WHAT THE EXERCISE ASKS :: Check each line of the listing for the string "components", then state how many lines have it. Only the number is wanted.
########################################
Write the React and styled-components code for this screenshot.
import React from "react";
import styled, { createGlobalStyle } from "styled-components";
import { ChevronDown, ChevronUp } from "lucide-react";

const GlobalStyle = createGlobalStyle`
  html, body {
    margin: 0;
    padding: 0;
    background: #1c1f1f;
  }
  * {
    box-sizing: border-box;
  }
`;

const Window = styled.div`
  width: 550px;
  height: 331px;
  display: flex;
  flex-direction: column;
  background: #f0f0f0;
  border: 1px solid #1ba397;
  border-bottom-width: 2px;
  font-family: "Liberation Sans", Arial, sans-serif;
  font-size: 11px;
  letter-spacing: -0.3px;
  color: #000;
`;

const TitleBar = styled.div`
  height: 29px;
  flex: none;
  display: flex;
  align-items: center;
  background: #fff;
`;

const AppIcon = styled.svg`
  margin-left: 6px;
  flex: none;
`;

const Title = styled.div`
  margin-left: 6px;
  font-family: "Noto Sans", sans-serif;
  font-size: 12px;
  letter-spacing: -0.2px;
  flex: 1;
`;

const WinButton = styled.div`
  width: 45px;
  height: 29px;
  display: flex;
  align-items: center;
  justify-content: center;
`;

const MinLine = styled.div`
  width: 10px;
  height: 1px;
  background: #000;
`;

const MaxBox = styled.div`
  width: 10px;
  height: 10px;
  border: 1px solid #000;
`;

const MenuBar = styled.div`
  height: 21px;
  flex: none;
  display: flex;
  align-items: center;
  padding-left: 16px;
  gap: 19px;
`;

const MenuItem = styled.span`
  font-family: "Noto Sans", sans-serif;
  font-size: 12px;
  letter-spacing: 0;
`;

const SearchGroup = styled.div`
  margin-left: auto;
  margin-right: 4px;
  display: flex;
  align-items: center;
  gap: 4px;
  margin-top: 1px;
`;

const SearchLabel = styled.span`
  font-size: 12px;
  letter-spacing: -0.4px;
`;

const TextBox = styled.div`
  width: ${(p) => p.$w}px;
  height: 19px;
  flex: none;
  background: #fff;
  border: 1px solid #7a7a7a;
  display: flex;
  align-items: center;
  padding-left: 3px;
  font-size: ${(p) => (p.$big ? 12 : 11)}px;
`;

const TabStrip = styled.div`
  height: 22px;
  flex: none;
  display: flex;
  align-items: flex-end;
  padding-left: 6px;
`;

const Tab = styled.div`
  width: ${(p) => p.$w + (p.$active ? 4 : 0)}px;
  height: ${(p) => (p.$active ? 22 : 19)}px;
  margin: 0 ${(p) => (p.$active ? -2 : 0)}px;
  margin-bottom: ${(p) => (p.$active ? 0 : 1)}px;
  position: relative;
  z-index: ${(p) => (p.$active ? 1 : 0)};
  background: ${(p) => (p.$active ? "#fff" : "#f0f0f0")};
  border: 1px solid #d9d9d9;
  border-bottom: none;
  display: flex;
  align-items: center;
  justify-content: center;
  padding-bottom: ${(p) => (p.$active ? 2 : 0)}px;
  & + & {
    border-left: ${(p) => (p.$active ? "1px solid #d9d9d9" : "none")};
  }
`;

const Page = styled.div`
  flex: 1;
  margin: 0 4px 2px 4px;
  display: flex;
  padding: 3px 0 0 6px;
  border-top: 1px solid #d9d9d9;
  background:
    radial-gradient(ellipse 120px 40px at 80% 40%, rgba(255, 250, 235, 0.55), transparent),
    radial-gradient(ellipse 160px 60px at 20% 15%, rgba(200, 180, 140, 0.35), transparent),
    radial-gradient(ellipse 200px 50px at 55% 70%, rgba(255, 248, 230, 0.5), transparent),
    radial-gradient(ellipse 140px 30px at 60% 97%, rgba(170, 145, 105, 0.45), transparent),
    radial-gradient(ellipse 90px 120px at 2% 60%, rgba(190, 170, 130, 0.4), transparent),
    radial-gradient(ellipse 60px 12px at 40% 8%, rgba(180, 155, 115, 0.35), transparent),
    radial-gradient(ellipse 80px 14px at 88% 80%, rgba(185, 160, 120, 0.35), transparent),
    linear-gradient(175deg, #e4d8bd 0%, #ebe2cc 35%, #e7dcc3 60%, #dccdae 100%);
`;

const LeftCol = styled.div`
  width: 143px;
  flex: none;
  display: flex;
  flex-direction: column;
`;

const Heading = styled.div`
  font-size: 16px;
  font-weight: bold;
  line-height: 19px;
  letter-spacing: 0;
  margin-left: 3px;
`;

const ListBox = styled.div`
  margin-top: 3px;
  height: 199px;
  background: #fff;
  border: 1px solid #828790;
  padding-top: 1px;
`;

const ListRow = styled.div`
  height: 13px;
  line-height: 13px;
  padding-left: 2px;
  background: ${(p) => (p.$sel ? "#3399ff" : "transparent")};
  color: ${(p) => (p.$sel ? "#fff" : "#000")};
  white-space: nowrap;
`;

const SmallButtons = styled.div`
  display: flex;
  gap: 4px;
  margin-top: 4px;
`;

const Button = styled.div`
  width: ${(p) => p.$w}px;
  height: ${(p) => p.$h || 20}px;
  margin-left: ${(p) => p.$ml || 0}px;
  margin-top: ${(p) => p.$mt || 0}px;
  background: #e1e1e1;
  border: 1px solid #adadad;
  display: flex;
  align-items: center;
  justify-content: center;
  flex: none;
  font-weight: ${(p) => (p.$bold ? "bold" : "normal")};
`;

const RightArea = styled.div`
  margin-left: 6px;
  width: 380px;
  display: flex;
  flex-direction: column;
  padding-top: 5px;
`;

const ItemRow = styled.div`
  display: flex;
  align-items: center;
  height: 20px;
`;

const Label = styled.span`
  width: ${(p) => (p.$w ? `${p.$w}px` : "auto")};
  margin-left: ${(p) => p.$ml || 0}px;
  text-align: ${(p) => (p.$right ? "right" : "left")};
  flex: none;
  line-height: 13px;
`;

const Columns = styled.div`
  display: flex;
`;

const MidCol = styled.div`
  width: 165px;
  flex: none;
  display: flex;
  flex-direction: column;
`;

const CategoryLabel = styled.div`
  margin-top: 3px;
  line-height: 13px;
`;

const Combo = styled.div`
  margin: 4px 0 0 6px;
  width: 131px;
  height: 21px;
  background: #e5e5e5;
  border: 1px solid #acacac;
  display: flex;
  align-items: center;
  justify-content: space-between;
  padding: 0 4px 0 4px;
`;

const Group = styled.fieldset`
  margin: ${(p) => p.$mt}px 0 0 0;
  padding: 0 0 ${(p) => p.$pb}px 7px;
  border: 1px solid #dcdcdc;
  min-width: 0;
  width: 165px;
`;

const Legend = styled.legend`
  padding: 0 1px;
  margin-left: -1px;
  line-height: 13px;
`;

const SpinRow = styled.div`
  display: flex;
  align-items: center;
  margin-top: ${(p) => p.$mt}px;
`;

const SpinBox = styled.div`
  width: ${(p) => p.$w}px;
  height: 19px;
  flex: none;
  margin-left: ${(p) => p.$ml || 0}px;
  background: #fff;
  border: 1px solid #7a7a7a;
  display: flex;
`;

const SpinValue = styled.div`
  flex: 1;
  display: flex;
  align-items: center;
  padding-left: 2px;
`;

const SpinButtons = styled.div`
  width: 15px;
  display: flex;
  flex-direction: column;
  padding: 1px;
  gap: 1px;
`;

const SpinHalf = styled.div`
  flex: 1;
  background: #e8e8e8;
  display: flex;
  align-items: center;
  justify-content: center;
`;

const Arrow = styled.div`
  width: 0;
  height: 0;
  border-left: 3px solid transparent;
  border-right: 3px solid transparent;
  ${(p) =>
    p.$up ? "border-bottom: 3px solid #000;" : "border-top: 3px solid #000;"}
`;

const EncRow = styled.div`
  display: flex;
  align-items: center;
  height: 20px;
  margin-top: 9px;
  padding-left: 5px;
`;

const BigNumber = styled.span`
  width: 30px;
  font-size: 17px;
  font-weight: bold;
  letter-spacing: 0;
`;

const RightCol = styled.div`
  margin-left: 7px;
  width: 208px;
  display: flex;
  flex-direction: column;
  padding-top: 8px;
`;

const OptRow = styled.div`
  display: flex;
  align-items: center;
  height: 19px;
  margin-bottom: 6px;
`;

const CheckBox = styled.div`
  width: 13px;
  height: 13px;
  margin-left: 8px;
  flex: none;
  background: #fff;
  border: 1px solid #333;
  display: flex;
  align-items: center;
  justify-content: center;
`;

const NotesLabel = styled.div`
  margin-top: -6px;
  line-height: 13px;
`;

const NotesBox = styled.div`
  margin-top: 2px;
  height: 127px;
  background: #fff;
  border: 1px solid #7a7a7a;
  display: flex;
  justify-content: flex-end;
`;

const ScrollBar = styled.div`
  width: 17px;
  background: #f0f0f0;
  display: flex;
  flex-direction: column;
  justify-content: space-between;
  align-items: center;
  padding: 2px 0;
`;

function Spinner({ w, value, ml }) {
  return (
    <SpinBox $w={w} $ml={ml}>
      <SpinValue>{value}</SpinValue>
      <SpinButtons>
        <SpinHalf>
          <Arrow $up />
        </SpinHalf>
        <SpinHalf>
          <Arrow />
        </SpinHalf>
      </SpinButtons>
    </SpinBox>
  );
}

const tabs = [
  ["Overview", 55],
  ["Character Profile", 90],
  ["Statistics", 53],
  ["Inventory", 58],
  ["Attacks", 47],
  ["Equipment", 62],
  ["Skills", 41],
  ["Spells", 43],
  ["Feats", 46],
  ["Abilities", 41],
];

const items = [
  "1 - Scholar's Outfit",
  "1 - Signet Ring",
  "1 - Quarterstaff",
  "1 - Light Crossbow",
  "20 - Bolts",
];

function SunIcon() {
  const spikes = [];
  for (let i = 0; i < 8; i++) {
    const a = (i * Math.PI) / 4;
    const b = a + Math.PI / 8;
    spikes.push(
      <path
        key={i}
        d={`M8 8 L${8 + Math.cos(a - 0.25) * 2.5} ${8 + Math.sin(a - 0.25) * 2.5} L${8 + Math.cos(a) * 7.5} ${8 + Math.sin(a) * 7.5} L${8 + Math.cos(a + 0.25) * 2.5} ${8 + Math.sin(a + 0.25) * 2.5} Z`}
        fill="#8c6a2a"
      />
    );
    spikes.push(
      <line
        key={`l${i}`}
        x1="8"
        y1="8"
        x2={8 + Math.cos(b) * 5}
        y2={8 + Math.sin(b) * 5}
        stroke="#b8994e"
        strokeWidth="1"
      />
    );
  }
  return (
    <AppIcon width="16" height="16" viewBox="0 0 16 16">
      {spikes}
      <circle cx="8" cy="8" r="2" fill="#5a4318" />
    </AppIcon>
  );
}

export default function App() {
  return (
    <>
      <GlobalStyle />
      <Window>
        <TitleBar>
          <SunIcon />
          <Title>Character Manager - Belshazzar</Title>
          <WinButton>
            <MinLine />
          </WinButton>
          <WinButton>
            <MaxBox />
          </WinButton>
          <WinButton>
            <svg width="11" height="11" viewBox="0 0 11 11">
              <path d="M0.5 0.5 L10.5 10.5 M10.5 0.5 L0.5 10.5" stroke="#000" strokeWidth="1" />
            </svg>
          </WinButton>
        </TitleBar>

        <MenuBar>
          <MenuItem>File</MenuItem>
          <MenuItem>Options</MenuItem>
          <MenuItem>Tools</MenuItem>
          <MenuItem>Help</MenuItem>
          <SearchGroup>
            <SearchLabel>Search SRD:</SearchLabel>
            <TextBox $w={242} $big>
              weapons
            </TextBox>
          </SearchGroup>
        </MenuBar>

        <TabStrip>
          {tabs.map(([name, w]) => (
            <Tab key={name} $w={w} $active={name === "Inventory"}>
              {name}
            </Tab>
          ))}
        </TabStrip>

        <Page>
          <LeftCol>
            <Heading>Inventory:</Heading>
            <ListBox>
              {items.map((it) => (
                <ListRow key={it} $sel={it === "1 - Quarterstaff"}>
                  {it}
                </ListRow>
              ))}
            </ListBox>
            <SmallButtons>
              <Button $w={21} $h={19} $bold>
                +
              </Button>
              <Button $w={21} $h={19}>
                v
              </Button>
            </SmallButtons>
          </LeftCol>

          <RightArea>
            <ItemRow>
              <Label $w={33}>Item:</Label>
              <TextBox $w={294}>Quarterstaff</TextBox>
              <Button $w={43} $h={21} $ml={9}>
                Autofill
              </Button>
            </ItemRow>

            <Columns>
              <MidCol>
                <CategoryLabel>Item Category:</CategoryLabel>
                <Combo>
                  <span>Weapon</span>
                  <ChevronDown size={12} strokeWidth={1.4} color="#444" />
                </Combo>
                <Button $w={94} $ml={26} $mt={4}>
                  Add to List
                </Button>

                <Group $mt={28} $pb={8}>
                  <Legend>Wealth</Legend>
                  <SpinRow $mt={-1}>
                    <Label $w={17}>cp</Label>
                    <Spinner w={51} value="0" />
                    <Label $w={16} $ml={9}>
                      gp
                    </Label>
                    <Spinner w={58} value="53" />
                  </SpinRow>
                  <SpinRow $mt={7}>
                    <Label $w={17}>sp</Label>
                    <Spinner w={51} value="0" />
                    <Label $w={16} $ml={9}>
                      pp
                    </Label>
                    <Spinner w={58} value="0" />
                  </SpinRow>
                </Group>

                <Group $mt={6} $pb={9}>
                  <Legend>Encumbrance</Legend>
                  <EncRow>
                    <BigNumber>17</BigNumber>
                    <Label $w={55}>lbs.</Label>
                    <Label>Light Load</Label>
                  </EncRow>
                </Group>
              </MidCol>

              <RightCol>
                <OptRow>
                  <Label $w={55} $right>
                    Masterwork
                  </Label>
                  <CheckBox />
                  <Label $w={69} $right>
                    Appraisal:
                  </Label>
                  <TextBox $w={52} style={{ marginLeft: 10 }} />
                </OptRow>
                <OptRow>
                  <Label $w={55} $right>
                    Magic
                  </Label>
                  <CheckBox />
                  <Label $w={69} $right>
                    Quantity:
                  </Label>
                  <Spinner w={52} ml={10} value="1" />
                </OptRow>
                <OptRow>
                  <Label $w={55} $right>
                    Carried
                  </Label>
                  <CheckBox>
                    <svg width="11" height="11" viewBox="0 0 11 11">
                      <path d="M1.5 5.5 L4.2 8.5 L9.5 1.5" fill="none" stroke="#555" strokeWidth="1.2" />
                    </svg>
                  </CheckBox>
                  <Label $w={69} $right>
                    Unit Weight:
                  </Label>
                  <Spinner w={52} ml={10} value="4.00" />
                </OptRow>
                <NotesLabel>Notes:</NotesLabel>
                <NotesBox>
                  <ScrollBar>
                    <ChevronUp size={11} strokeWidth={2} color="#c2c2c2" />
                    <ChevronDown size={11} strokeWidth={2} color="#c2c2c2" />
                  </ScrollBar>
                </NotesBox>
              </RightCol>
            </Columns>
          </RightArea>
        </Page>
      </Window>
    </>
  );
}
########################################
RESPONSE TO THE EXERCISE :: 2